(April 9, 2018) – A generous grant from Joan and Stanford Alexander is funding specialized fellowships at UTHealth’s Jane and Robert Cizik School of Nursing for undergraduate nursing students each fall and spring semester. Recipients chosen for the Joan and Stanford Alexander Fellowship in Intellectual and Developmental Disabilities are awarded $2,500 each and participate in a one-semester, two credit hour program of co-curricular study.
The first four participants all are second-semester Pacesetter B.S.N. students with a 3.5 grade point average or better and have personal motivations for applying for the fellowship:
- Belle MacFarlane – a Rice University summa cum laude graduate with a bachelor's degree in Sports Medicine and Psychology (double major), where she also was a standout on the track and field team. MacFarlane credits UTHealth Professor of Biomedical Informatics Lex Frieden for teaching her that “Disability may impact a person, but it does not become the person – a lesson I must hold close to my heart as a future nurse.” She says she applied for the Joan and Stanford Alexander Fellowship in Intellectual and Developmental Disabilities “because I want my biases to be broken and to experience what I don’t know.”
- Kayleigh Lamphere – previously attended Oklahoma State University as an honor roll student who studied Biological Science before coming to UTHealth to attain a bachelor’s degree in nursing. She was attracted to the communication challenges and interdisciplinary teamwork required of serving “a new and fascinating patient population.” Lamphere says: “In the field of developmental disability nursing, you get the opportunity to not only motivate others, but to see them grow over the time spent working with them.”
- Bianca Maciel – fluent in both Portuguese and Spanish, with an Associate of Applied Science (A.A.S.) degree from Wharton County Junior College, she says she was attracted to the fellowship: “Because I feel the need to connect to patients in a holistic level, and I believe that I need to have profound experience with one's intellectual level and development, in order to make accurate diagnosis and deliver the best care possible.”

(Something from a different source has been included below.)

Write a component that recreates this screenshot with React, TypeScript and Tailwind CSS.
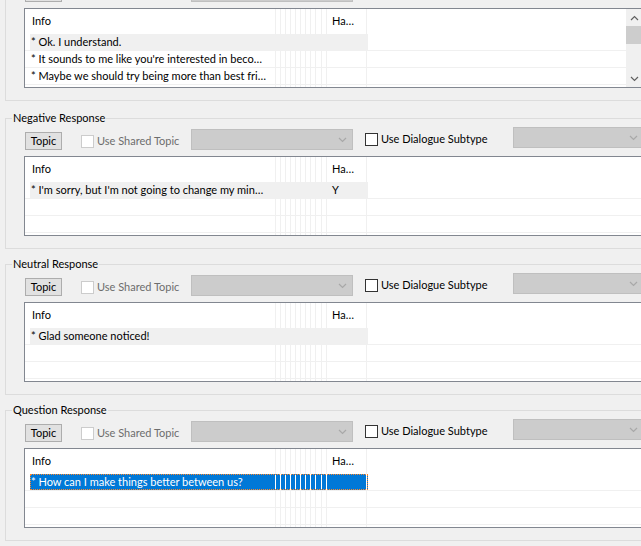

- Amber Carter – graduated cum laude from Texas A&M University with a Bachelor of Science in Health and has extensive experience as a volunteer with Project Sunshine and Global Medical Brigades. She says: “My experience with individuals with cognitive and intellectual disabilities has opened up a whole new area of interest in health care. I think that these individuals require nurses who are focused on the integration of mind, body and spirit into their care.”
“At completion of the program, Fellowship recipients will be able to demonstrate delivery of competent care for People with Disabilities – across the life span,” says Allison P. Edwards, Dr.P.H., M.S., R.N., who is the program coordinator and an assistant professor in the Department of Nursing Systems.
The fellowship includes 90 hours of clinical and enrichment activities fulfilled as independent study. The fellows rotate through various primary, acute and community care sites while working with interdisciplinary professionals. They will take part in multidisciplinary rounds and present clinical case studies during debriefing conferences.
“Fellows were exposed to one of the most vulnerable populations: individuals (adult and children) with intellectual and developmental disabilities,” said Edwards. “Disabilities included but were not limited to cerebral palsy, down syndrome, spina bifida, autism, cleft lip/palate, sensory/visual and physical disabilities and spinal cord injuries.”
Clinical locations included: The Transition Medicine Clinic at Baylor College of Medicine and TIRR Memorial Hermann, providing health promotion activities and primary care interventions. Fellows also had enrichment and observation experiences at sites including Shriner’s Hospital, Rise School of Houston, Jewish Family Services’ Celebration Company, the Autism Center at Texas Children's Hospital and The Center.
Edwards is a member of the Developmental Disability Nursing Association and will serve as a member of the Texas Board of Nursing until January 2021.
Application links will be emailed to all to second-semester Pacesetter B.S.N. students at the start of the summer semester, along with the deadline to apply for the Fellowship in the fall 2018 semester.